The story which perhaps most clearly presents the idealised model of masculinity, and the key notion of the potential difference between men’s perceptions of themselves and the reality of their masculinity, is ‘Big Two-Hearted River.’ Here, Nick Adams is presented as happily in an elemental, masculine state. Men are happy in Hemingway when they are doing an activity well, and here Nick Adams is presented as engaged in fishing the river, a feeling which he enjoys and an experience which he knows well. Hemingway explicitly presents this activity in physical terms; masculine behaviour is notable in the collection for being physically impressive and physically demanding, and the impression is of behaviour which is rewarding for men to the extent that it is physically draining. Thus Nick is happy in proportion to the degree to which he exerts himself: ‘The road climbed steadily. It was hard work walking up-hill. His muscles ached and the day was hot, but Nick felt happy’ (Hemingway, 1925, n.p.).
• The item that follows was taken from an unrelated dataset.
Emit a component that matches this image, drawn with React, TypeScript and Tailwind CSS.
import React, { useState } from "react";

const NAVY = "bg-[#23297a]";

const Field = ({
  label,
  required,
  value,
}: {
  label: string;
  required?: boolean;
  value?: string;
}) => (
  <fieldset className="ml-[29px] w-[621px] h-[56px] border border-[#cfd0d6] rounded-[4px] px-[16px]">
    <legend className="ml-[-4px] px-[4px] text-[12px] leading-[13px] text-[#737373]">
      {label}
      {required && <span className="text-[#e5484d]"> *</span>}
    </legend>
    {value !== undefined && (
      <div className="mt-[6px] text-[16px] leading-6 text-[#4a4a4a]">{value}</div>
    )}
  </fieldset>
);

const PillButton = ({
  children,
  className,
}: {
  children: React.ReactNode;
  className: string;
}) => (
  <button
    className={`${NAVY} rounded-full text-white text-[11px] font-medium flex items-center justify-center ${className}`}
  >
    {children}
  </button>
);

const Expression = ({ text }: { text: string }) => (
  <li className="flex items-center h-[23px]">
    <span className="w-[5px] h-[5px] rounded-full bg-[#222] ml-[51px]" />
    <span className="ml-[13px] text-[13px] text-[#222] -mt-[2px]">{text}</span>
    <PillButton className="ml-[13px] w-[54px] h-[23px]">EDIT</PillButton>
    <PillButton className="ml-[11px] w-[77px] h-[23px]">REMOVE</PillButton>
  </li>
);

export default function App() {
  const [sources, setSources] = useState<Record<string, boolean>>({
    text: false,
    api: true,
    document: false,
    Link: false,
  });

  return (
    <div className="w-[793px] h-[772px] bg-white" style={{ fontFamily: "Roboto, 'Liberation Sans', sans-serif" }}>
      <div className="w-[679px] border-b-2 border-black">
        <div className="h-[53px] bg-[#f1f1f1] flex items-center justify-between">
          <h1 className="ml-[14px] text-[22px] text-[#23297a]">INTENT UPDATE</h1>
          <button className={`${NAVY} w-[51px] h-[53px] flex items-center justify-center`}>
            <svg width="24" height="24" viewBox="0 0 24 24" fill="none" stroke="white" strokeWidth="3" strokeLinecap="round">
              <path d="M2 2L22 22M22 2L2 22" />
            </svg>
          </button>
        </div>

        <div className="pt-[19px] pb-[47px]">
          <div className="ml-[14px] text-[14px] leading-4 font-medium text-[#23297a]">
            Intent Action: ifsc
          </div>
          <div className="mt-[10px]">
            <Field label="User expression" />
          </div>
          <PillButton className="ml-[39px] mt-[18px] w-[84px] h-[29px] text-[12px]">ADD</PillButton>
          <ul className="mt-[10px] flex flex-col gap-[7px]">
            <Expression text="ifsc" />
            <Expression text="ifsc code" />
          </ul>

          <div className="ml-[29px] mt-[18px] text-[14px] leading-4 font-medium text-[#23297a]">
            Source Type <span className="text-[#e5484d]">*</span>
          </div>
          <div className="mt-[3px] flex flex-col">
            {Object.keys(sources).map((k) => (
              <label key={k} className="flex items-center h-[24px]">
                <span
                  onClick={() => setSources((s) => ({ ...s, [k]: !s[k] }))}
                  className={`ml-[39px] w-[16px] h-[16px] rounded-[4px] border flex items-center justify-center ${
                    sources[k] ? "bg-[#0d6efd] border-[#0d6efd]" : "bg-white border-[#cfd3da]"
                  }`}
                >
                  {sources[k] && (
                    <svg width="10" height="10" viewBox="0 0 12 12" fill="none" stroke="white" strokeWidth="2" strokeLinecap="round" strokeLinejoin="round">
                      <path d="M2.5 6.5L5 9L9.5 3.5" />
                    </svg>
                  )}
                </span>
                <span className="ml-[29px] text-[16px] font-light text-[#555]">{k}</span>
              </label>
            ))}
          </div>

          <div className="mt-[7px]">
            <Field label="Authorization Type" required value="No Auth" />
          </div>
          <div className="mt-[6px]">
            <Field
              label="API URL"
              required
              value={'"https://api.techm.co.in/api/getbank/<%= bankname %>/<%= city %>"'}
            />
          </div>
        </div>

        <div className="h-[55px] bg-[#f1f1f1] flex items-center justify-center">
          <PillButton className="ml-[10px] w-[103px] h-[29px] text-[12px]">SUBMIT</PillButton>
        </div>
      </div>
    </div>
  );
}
The pleasure of physical exertion is a defining theme of masculinity in this collection as well as in Hemingway’s writing more generally (Fore, 2007); it is seen in the context of a number of typically male activities, from fishing as in this story through to war, bullfighting and shooting (Vernon, 2002). The story also presents a key Hemingway theme in the context of masculinity: namely, male bonding and the ways in which men negotiate their own masculinity together. Much has been made of homoeroticism and suppressed homosexualities in Hemingway’s work as well as in his life (Blackmore, 1998; Cohen, 1995; Elliott, 1993; Fantina, 2004), but what is more obviously present here is the notion that masculinity is something which is negotiated between men, indirectly rather than directly. Thus Nick Adams measures his own masculinity alongside his old friend Hopkins, who is now presumably dead, drinking a tribute coffee to the man whom he bonded with and against whom he measured some elements of his own masculinity:
Not the first cup. It should be straight Hopkins all the way. Hop deserved that. He was a very serious coffee drinker. He was the most serious man Nick had ever known. Not heavy, serious. That was a long time ago. (Hemingway, 1925, n.p.)
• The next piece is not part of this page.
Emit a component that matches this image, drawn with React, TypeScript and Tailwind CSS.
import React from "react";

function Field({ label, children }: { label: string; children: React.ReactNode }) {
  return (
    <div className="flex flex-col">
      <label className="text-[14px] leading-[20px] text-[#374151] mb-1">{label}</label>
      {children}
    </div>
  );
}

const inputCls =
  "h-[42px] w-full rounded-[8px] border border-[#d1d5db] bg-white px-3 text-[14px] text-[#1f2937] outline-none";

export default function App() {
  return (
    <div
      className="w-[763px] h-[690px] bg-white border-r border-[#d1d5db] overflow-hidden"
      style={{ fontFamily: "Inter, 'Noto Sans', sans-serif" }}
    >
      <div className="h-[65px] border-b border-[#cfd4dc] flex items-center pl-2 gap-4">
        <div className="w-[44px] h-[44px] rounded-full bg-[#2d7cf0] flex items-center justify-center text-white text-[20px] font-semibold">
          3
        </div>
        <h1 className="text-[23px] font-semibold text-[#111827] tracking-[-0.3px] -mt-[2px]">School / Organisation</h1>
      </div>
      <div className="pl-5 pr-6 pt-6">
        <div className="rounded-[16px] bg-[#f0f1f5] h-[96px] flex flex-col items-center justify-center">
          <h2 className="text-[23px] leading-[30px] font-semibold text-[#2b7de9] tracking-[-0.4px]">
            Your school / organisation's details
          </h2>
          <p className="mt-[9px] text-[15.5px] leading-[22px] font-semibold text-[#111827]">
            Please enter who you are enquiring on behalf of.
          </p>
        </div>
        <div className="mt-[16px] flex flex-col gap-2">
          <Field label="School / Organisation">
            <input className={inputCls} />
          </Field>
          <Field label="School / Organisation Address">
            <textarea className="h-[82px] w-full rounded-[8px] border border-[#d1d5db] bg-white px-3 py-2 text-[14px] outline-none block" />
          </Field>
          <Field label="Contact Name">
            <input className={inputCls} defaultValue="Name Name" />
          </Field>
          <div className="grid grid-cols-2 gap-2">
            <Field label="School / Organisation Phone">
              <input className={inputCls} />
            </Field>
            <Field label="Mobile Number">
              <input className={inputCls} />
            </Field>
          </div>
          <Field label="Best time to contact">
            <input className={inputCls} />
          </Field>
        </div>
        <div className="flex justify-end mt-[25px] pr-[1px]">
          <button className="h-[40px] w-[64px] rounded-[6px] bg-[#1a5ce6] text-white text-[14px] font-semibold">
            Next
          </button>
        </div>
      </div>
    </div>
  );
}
Significantly, this male bonding is something which is negotiated indirectly, with intervening time and space coming between Nick and Hopkins. Even more significantly, Hemingway presents this masculine bonding indirectly, through the free indirect discourse of Nick’s thoughts and reminiscences. This device allows Hemingway to present masculinity indirectly, and to emphasise in the nostalgia and pathos of this longer story the loss and pain that the masculine world of war creates (Clifford, 1994). Nick is not presented as having any direct contact with Hopkins, there is no quoting or speech, but instead Nick and the reader are obliged to experience this process of masculine connection from a distance, at a remove.
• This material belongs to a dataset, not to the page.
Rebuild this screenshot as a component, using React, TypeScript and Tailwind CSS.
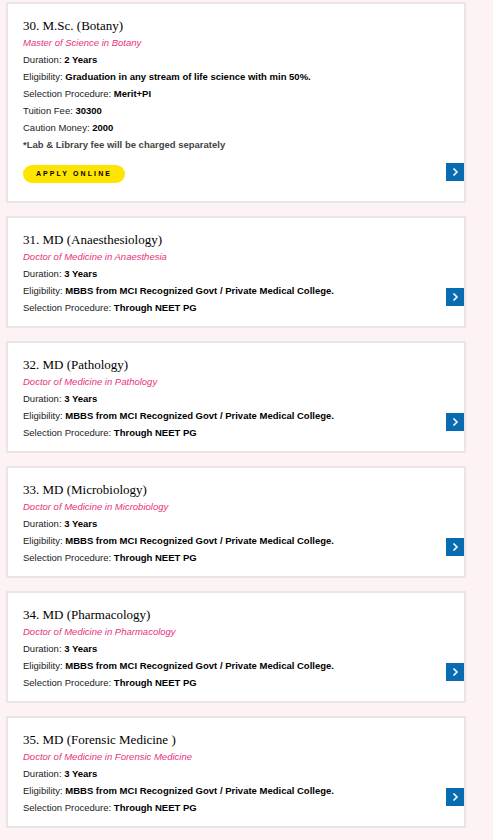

To conclude, it is evident that masculinity is an extremely important theme in In Our Time. In particular, it allows for a dichotomy to be present in the texts between males as active, violent and powerful on the one hand, and women as passive, responsive and objectified on the other. Women are the subject of the male gaze, which is always seeking to define itself in terms of idealised masculinity. However, men also turn their gazes on themselves and each other, and it can be noted in conclusion that a central source of narrative tension in the text is the conflict between characters’ perceptions of their masculinity and the reality. This comes to the fore in relationship problems with women, but also in acts of violence and conflict between males, where the need to assert one’s masculinity comes at the expense of denying another man the opportunity to fully exert his. The pathos of this disconnect between idealised masculinity and the harsh reality of many of his male characters’ existences is what gives to Hemingway’s collection In Our Time its unmistakably elegiac tone.
References
Blackmore, D. (1998). ” In New York it’d mean I was a…”: Masculinity anxiety and period discourses of sexuality in The Sun Also Rises. The Hemingway Review, 18(1), 49.
Clifford, S. P. (1994). Hemingway’s Fragmentary Novel: Readers Writing the Hero in In Our Time. The Hemingway Review, 13, 12-23.
Cohen, P. F. (1995). ” I won’t kiss you… I’ll send your English girl”: homoerotic desire in’A Farewell to Arms.’. The Hemingway Review, 15(1), 42-54.
Durham, P. (1976). Ernest Hemingway’s Grace under Pressure: The Western Code. The Pacific Historical Review, 425-432.
Elliott, I. (1993). A farewell to arms and Hemingway’s crisis of masculine values. Lit: Literature Interpretation Theory, 4(4), 291-304.
Fantina, R. (2004). Hemingway’s Masochism, Sodomy, and the Dominant Woman. The Hemingway Review, 23(1), 84-105.
Fore, D. (2007). Life Unworthy of Life?: Masculinity, Disability, and Guilt in The Sun Also Rises. The Hemingway Review, 26(2), 74-88.
Hatten, C. (1993). The Crisis of Masculinity, Reified Desire, and Catherine Barkley in” A Farewell to Arms”. Journal of the History of Sexuality, 4(1), 76-98.
Hemingway, E. (1925) In Our Time. New York: Simon and Schuster. Available online at scribd.com [accessed 3rd March 2016] at: https://www.scribd.com/read/236832081/In-Our-Time.
Vernon, A. (2002). War, Gender, and Ernest Hemingway. The Hemingway Review, 22(1), 34-55.